▶ Given information
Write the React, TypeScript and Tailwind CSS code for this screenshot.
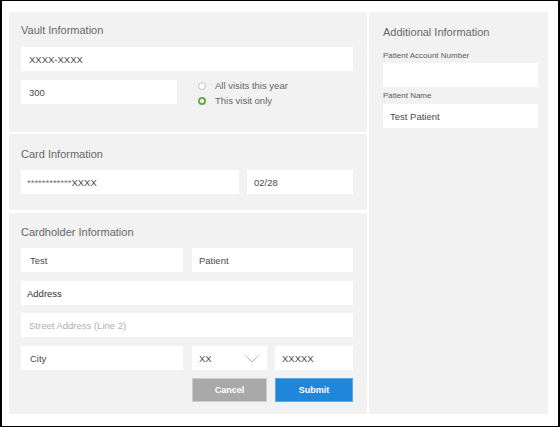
import React from "react";

const Field = ({
  w,
  children,
  pl = "pl-[8px]",
  color = "text-[#4a4a4a]",
  extra,
}: {
  w: string;
  children?: React.ReactNode;
  pl?: string;
  color?: string;
  extra?: React.ReactNode;
}) => (
  <div
    className={`${w} h-[24px] bg-white flex items-center ${pl} pt-[2px] text-[9.5px] leading-[12px] ${color} shrink-0`}
  >
    <span className="whitespace-nowrap">{children}</span>
    {extra}
  </div>
);

const Title = ({ children }: { children: React.ReactNode }) => (
  <div className="text-[11px] leading-[13px] text-[#686868]">{children}</div>
);

export default function App() {
  return (
    <div className="w-[560px] h-[427px] bg-white border-black border-l-2 border-r-2 border-t border-b pl-[7px] pt-[11px] pr-[10px] pb-[12px] flex gap-[2px] font-['Liberation_Sans',Arial,sans-serif] box-border">
      {/* Left column */}
      <div className="w-[358px] flex flex-col shrink-0">
        {/* Vault */}
        <div className="h-[120px] bg-[#f2f2f2] pl-[12px] pr-[14px] pt-[12px]">
          <Title>Vault Information</Title>
          <div className="mt-[10px]">
            <Field w="w-[332px]">XXXX-XXXX</Field>
          </div>
          <div className="mt-[9px] flex">
            <Field w="w-[156px]">300</Field>
            <div className="ml-[21px] -mt-[1px] flex flex-col text-[9.5px] leading-[14.5px] text-[#666]">
              <div className="flex items-center">
                <span className="w-[8px] h-[8px] rounded-full border border-[#c4c4c4] bg-white box-border" />
                <span className="ml-[9px]">All visits this year</span>
              </div>
              <div className="flex items-center">
                <span className="w-[8px] h-[8px] rounded-full border-[2.5px] border-[#66a84e] bg-white box-border" />
                <span className="ml-[9px]">This visit only</span>
              </div>
            </div>
          </div>
        </div>

        {/* Card */}
        <div className="mt-[2px] h-[76px] bg-[#f2f2f2] pl-[12px] pr-[14px] pt-[14px]">
          <Title>Card Information</Title>
          <div className="mt-[9px] flex gap-[8px]">
            <Field w="w-[218px]" pl="pl-[6px]">
              <span className="text-[#777]">************</span>XXXX
            </Field>
            <Field w="w-[106px]" pl="pl-[7px]">02/28</Field>
          </div>
        </div>

        {/* Cardholder */}
        <div className="mt-[3px] h-[201px] bg-[#f2f2f2] pl-[12px] pr-[14px] pt-[13px]">
          <Title>Cardholder Information</Title>
          <div className="mt-[9px] flex gap-[9px]">
            <Field w="w-[162px]" pl="pl-[9px]">Test</Field>
            <Field w="w-[161px]" pl="pl-[7px]">Patient</Field>
          </div>
          <div className="mt-[9px]">
            <Field w="w-[332px]" pl="pl-[6px]" color="text-[#333]">Address</Field>
          </div>
          <div className="mt-[8px]">
            <Field w="w-[332px]" pl="pl-[8px]" color="text-[#b0b0b0]">Street Address (Line 2)</Field>
          </div>
          <div className="mt-[9px] flex">
            <Field w="w-[162px]" pl="pl-[9px]">City</Field>
            <div className="ml-[9px]">
              <Field
                w="w-[75px]"
                pl="pl-[7px]"
                extra={
                  <svg
                    className="ml-auto mr-[8px] -mt-[1px]"
                    width="14"
                    height="8"
                    viewBox="0 0 14 8"
                    fill="none"
                  >
                    <polyline points="0.5,0.5 7,7 13.5,0.5" stroke="#b5b5b5" strokeWidth="1" />
                  </svg>
                }
              >
                XX
              </Field>
            </div>
            <div className="ml-[8px]">
              <Field w="w-[78px]" pl="pl-[7px]">XXXXX</Field>
            </div>
          </div>
          <div className="mt-[8px] flex ml-[171px] gap-[8px]">
            <button className="w-[75px] h-[24px] bg-[#a9a9a9] border border-[#cdcdcd] text-white font-bold text-[9px] leading-[22px] text-center">
              Cancel
            </button>
            <button className="w-[78px] h-[24px] bg-[#1f86da] border border-[#5aa6e6] text-white font-bold text-[9px] leading-[22px] text-center">
              Submit
            </button>
          </div>
        </div>
      </div>

      {/* Right column */}
      <div className="w-[179px] h-[402px] bg-[#f2f2f2] pl-[14px] pr-[10px] pt-[14px] shrink-0">
        <Title>Additional Information</Title>
        <div className="mt-[12px] text-[8px] leading-[10px] text-[#5a5a5a]">Patient Account Number</div>
        <div className="mt-[2px]">
          <Field w="w-[155px]" />
        </div>
        <div className="mt-[4px] text-[8px] leading-[10px] text-[#5a5a5a]">Patient Name</div>
        <div className="mt-[3px]">
          <Field w="w-[155px]" pl="pl-[7px]">Test Patient</Field>
        </div>
      </div>
    </div>
  );
}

▶ Task goal
Make an exact copy of the data above, pictures excluded.

▶ Complete response
Write the React, TypeScript and Tailwind CSS code for this screenshot.
import React from "react";

const Field = ({
  w,
  children,
  pl = "pl-[8px]",
  color = "text-[#4a4a4a]",
  extra,
}: {
  w: string;
  children?: React.ReactNode;
  pl?: string;
  color?: string;
  extra?: React.ReactNode;
}) => (
  <div
    className={`${w} h-[24px] bg-white flex items-center ${pl} pt-[2px] text-[9.5px] leading-[12px] ${color} shrink-0`}
  >
    <span className="whitespace-nowrap">{children}</span>
    {extra}
  </div>
);

const Title = ({ children }: { children: React.ReactNode }) => (
  <div className="text-[11px] leading-[13px] text-[#686868]">{children}</div>
);

export default function App() {
  return (
    <div className="w-[560px] h-[427px] bg-white border-black border-l-2 border-r-2 border-t border-b pl-[7px] pt-[11px] pr-[10px] pb-[12px] flex gap-[2px] font-['Liberation_Sans',Arial,sans-serif] box-border">
      {/* Left column */}
      <div className="w-[358px] flex flex-col shrink-0">
        {/* Vault */}
        <div className="h-[120px] bg-[#f2f2f2] pl-[12px] pr-[14px] pt-[12px]">
          <Title>Vault Information</Title>
          <div className="mt-[10px]">
            <Field w="w-[332px]">XXXX-XXXX</Field>
          </div>
          <div className="mt-[9px] flex">
            <Field w="w-[156px]">300</Field>
            <div className="ml-[21px] -mt-[1px] flex flex-col text-[9.5px] leading-[14.5px] text-[#666]">
              <div className="flex items-center">
                <span className="w-[8px] h-[8px] rounded-full border border-[#c4c4c4] bg-white box-border" />
                <span className="ml-[9px]">All visits this year</span>
              </div>
              <div className="flex items-center">
                <span className="w-[8px] h-[8px] rounded-full border-[2.5px] border-[#66a84e] bg-white box-border" />
                <span className="ml-[9px]">This visit only</span>
              </div>
            </div>
          </div>
        </div>

        {/* Card */}
        <div className="mt-[2px] h-[76px] bg-[#f2f2f2] pl-[12px] pr-[14px] pt-[14px]">
          <Title>Card Information</Title>
          <div className="mt-[9px] flex gap-[8px]">
            <Field w="w-[218px]" pl="pl-[6px]">
              <span className="text-[#777]">************</span>XXXX
            </Field>
            <Field w="w-[106px]" pl="pl-[7px]">02/28</Field>
          </div>
        </div>

        {/* Cardholder */}
        <div className="mt-[3px] h-[201px] bg-[#f2f2f2] pl-[12px] pr-[14px] pt-[13px]">
          <Title>Cardholder Information</Title>
          <div className="mt-[9px] flex gap-[9px]">
            <Field w="w-[162px]" pl="pl-[9px]">Test</Field>
            <Field w="w-[161px]" pl="pl-[7px]">Patient</Field>
          </div>
          <div className="mt-[9px]">
            <Field w="w-[332px]" pl="pl-[6px]" color="text-[#333]">Address</Field>
          </div>
          <div className="mt-[8px]">
            <Field w="w-[332px]" pl="pl-[8px]" color="text-[#b0b0b0]">Street Address (Line 2)</Field>
          </div>
          <div className="mt-[9px] flex">
            <Field w="w-[162px]" pl="pl-[9px]">City</Field>
            <div className="ml-[9px]">
              <Field
                w="w-[75px]"
                pl="pl-[7px]"
                extra={
                  <svg
                    className="ml-auto mr-[8px] -mt-[1px]"
                    width="14"
                    height="8"
                    viewBox="0 0 14 8"
                    fill="none"
                  >
                    <polyline points="0.5,0.5 7,7 13.5,0.5" stroke="#b5b5b5" strokeWidth="1" />
                  </svg>
                }
              >
                XX
              </Field>
            </div>
            <div className="ml-[8px]">
              <Field w="w-[78px]" pl="pl-[7px]">XXXXX</Field>
            </div>
          </div>
          <div className="mt-[8px] flex ml-[171px] gap-[8px]">
            <button className="w-[75px] h-[24px] bg-[#a9a9a9] border border-[#cdcdcd] text-white font-bold text-[9px] leading-[22px] text-center">
              Cancel
            </button>
            <button className="w-[78px] h-[24px] bg-[#1f86da] border border-[#5aa6e6] text-white font-bold text-[9px] leading-[22px] text-center">
              Submit
            </button>
          </div>
        </div>
      </div>

      {/* Right column */}
      <div className="w-[179px] h-[402px] bg-[#f2f2f2] pl-[14px] pr-[10px] pt-[14px] shrink-0">
        <Title>Additional Information</Title>
        <div className="mt-[12px] text-[8px] leading-[10px] text-[#5a5a5a]">Patient Account Number</div>
        <div className="mt-[2px]">
          <Field w="w-[155px]" />
        </div>
        <div className="mt-[4px] text-[8px] leading-[10px] text-[#5a5a5a]">Patient Name</div>
        <div className="mt-[3px]">
          <Field w="w-[155px]" pl="pl-[7px]">Test Patient</Field>
        </div>
      </div>
    </div>
  );
}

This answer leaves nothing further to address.